※2025年6月1日より、改正刑法に基づき懲役刑および禁錮刑は「拘禁刑」に一本化されました。当ページでは法改正に基づき「拘禁刑」と表記していますが、旧制度や過去の事件に関連する場合は「懲役」「禁錮」の表現も含まれます。
1.執行猶予判決とは
「執行猶予判決」とは
刑の執行を一時的に猶予するという意味です。執行猶予が付けば、有罪判決の場合でも刑の執行が一定期間猶予されますので、すぐに刑務所に入る必要はありません。ただ、執行猶予付きの判決であっても、有罪判決であることには違いありませんので、残念ながら前科は残ってしまいます。
とくに、詐欺罪の場合、罰金刑がないため検察官が起訴した場合、正式裁判手続に移りますので執行猶予判決の獲得は重要となります。
2.執行猶予判決の要件
【(一般的な)執行猶予】
執行猶予の要件は、
①前に拘禁刑以上の刑に処せられたことのない者、又は、前に拘禁刑以上の刑に処せられたことがあっても、その執行を受け終わった日又はその執行の免除を受けた日から5年以内に拘禁刑以上の刑に処せられたことのない者が、
②3年以下の拘禁刑または50万円以下の罰金の言渡しを受けたときは、
③情状によって裁判確定の日から1年以上5年以下の期間内、その全部の執行を猶予することができる
と規定されています。
なお、裁判所の裁量で保護観察が付さられることがあります。
【再度の執行猶予】
再度の執行猶予として、前に拘禁刑以上の刑に処せられたがその刑の全部の執行を猶予された者が、2年以下の拘禁刑の言渡しを受け、情状が特に酌量すべき場合にも、その刑を猶予することが認められています。

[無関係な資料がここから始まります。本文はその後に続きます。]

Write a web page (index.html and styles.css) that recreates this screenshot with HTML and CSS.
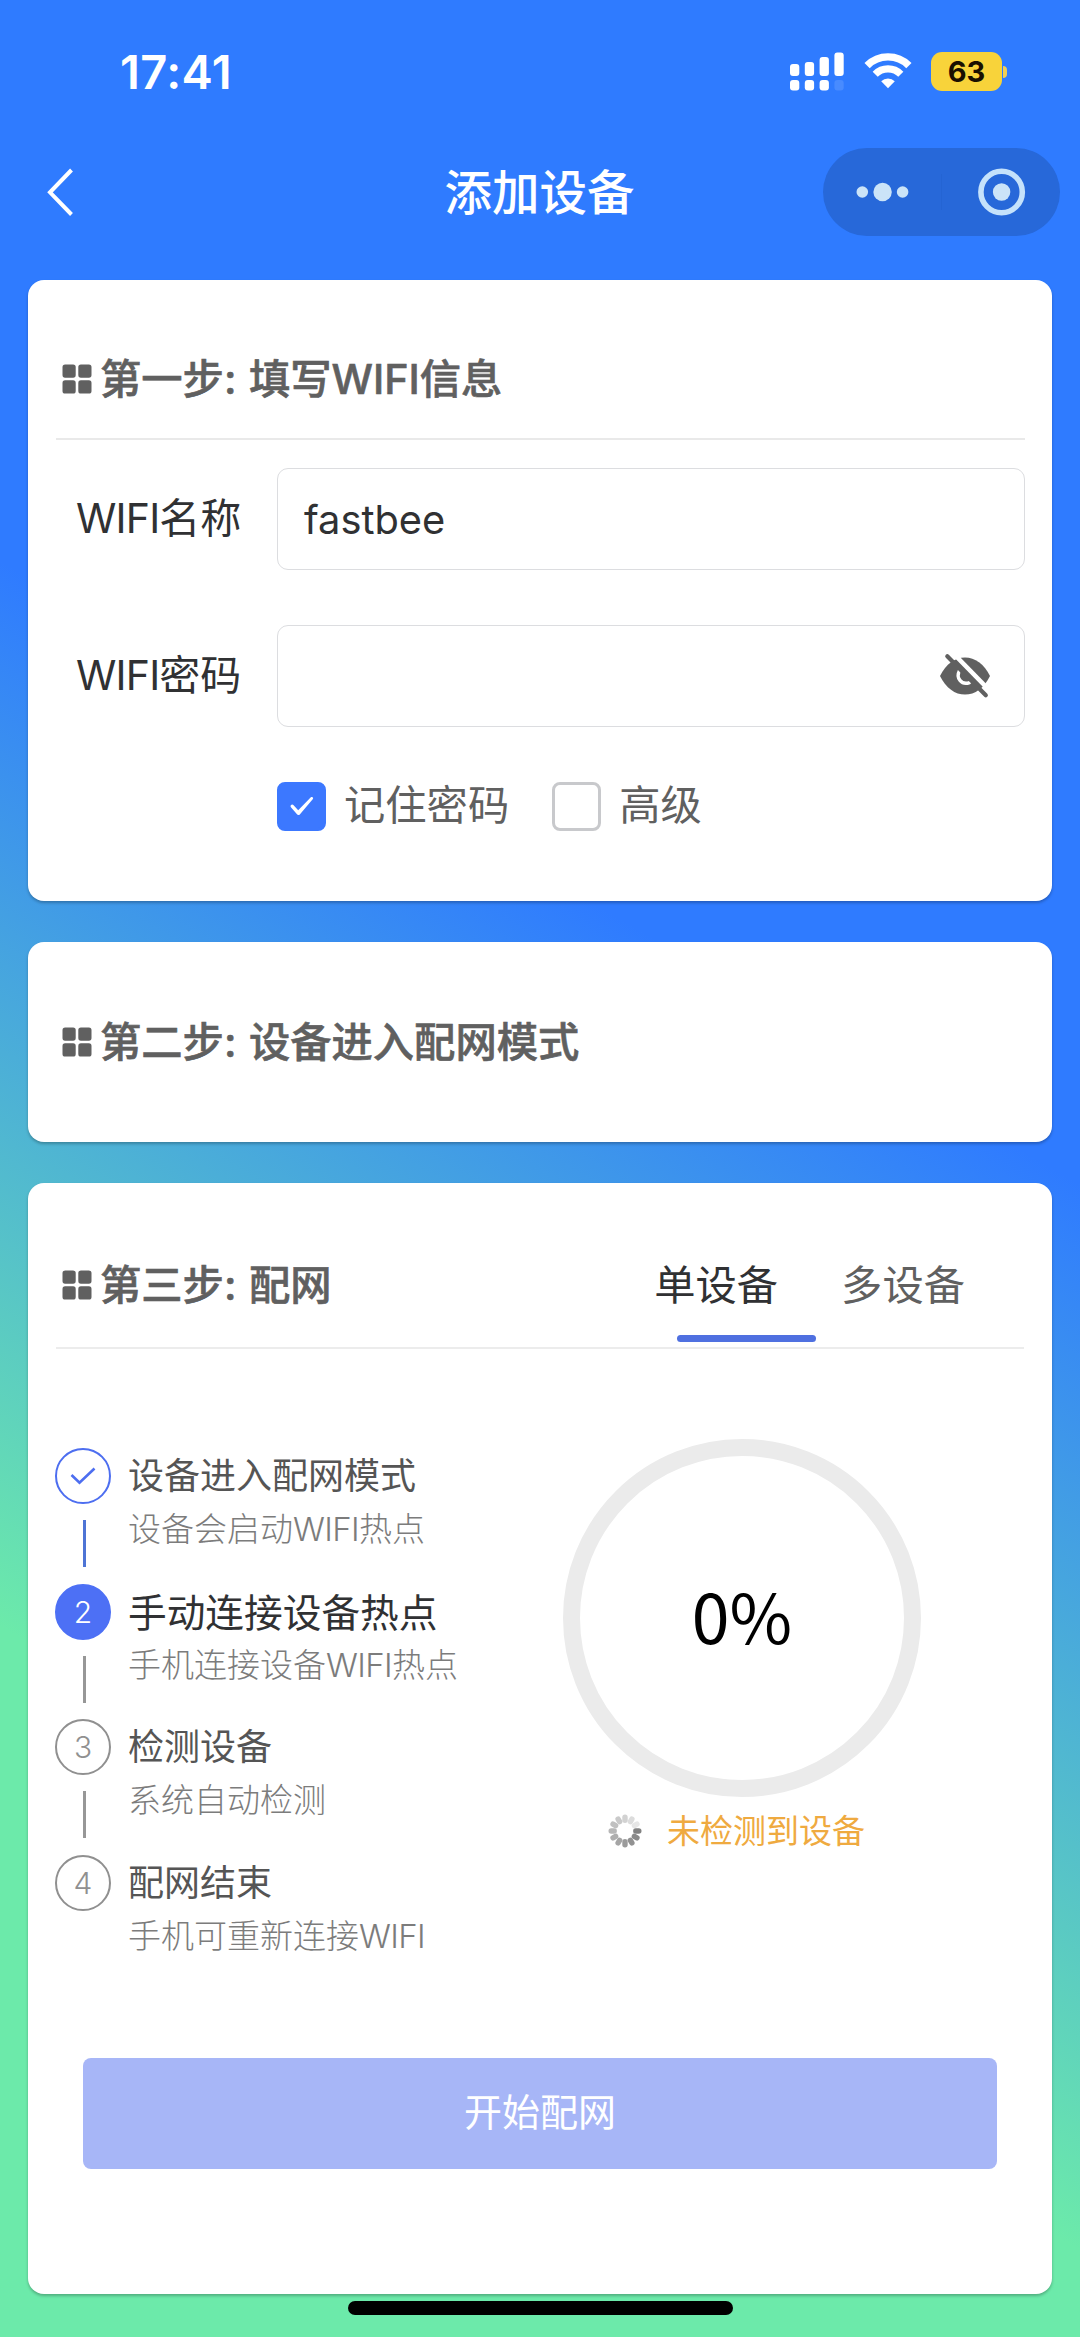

ただし、非常にハードルが高いです。被害回復とともに環境調整をしっかりして再犯をしないことをしっかりとアピールしてゆくことが必要になります。
なお、再度の執行猶予では必要的に保護観察に付せられます。
再度の執行猶予期間中に再犯した場合は、保護観察の仮解除中を除き、さらに再度の執行猶予を付すことはできません。
3.執行猶予制度の改正
改正刑法に基づき、2025年6月1日から、新しい執行猶予制度が施行されています。2025年6月1日以降の事件に適用される新しい執行猶予制度の主な改正点は以下になります。
①再度の執行猶予の条件緩和
これまでは、1年以下の懲役または禁錮を言い渡す場合のみ、再度の執行猶予が可能でした。
改正後は、2年以下の拘禁刑(懲役と禁錮の一本化)を言い渡す場合にも、再度の執行猶予が可能になります。
拘禁刑の上限が1年から2年に引き上げられたため、再度の執行猶予の対象となる刑の幅が広がります。
②保護観察付執行猶予中の場合の再度の執行猶予
改正前は、保護観察付執行猶予中に再犯した場合、再度の執行猶予は不可能でした。
改正後は、保護観察付執行猶予中に再犯した場合でも、再度の執行猶予が可能となります。
ただし、再度の執行猶予期間中に再犯した場合はに、保護観察の仮解除中を除き、さらに再度の執行猶予を付すことはできません。
③執行猶予期間満了後の再犯の場合の効力継続
執行猶予期間中の再犯について公訴が提起された場合、執行猶予期間満了後も一定の期間は、刑の言渡しの効力及びその刑に対する執行猶予の言渡しが継続しているものとみなされます。
これにより、いわゆる「弁当切り」(前刑を失効させるために公判の引き延ばしをする行為)はできなくなったと考えられます。
4.執行猶予付き判決を得るためのポイント
執行猶予のポイントとして、まずは犯した犯罪の内容や犯罪の悪質性が重要であることはもちろんですが、詐欺罪は被害者がいる犯罪ですので、「示談」が成立していることのインパクトは大きいです。
また、社会内で更生するための環境が整っており、2度と再犯しないことを示すために、ご家族に協力していただく(例えば「情状証人としてご家族の方に証言していただく」)ことも執行猶予判決を勝ち取るうえで大切なことです。